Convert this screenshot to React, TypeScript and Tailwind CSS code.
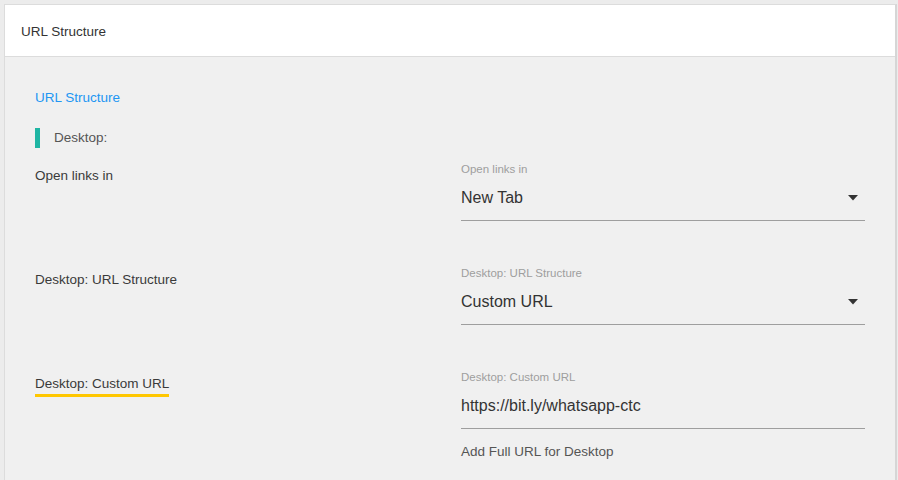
const font = { fontFamily: '"Liberation Sans", Arial, sans-serif' };

const Arrow = () => (
  <svg width="10" height="6" viewBox="0 0 10 6" className="shrink-0">
    <polygon points="0,0 10,0 5,5.5" fill="#333" />
  </svg>
);

type FieldProps = {
  label: string;
  value: string;
  select?: boolean;
  helper?: string;
};

const Field = ({ label, value, select, helper }: FieldProps) => (
  <div className="w-[404px]">
    <div className="text-[11.5px] leading-[14px] text-[#9e9e9e]">{label}</div>
    <div className="mt-[7px] pb-[7px] border-b border-[#9e9e9e] flex items-center justify-between pr-[7px]">
      <span className="text-[16px] leading-[30px] text-[#333]">{value}</span>
      {select && <Arrow />}
    </div>
    {helper && <div className="mt-[14px] text-[13.5px] leading-[18px] text-[#555]">{helper}</div>}
  </div>
);

const Row = ({
  title,
  highlight,
  children,
}: {
  title: string;
  highlight?: boolean;
  children: React.ReactNode;
}) => (
  <div className="flex">
    <div className="w-[426px] pt-[1px]">
      <span
        className={
          "inline-block text-[13.5px] leading-[18px] text-[#3a3a3a] " +
          (highlight ? "border-b-[3px] border-[#ffc700] pb-[1px]" : "")
        }
      >
        {title}
      </span>
    </div>
    {children}
  </div>
);

export default function App() {
  return (
    <div className="min-h-screen bg-[#ececec] pt-[4px] pl-[4px]" style={font}>
      <div className="w-[893px] h-[476px] bg-[#f0f0f0] border-t border-l border-[#dcdcdc] border-r-2 border-r-[#d6d6d6]">
        <div className="h-[52px] bg-white border-b border-[#dcdcdc] flex items-center pl-[16px] pt-[3px]">
          <span className="text-[13.5px] text-[#333]">URL Structure</span>
        </div>
        <div className="pl-[30px] pr-[30px] pt-[32px]">
          <div className="text-[13.5px] leading-[18px] text-[#2196f3]">URL Structure</div>
          <div className="mt-[21px] flex items-center h-[20px]">
            <div className="w-[5px] h-[20px] bg-[#1fb5a3]" />
            <span className="ml-[14px] text-[13.5px] text-[#555]">Desktop:</span>
          </div>
          <div className="mt-[14px] flex flex-col gap-[45px]">
            <Row title="Open links in">
              <Field label="Open links in" value="New Tab" select />
            </Row>
            <Row title="Desktop: URL Structure">
              <Field label="Desktop: URL Structure" value="Custom URL" select />
            </Row>
            <Row title="Desktop: Custom URL" highlight>
              <Field
                label="Desktop: Custom URL"
                value="https://bit.ly/whatsapp-ctc"
                helper="Add Full URL for Desktop"
              />
            </Row>
          </div>
        </div>
      </div>
    </div>
  );
}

**EXERCISE GOAL:** Return all lines with the word "React" in them.

**OUTPUT:**
Convert this screenshot to React, TypeScript and Tailwind CSS code.
  children: React.ReactNode;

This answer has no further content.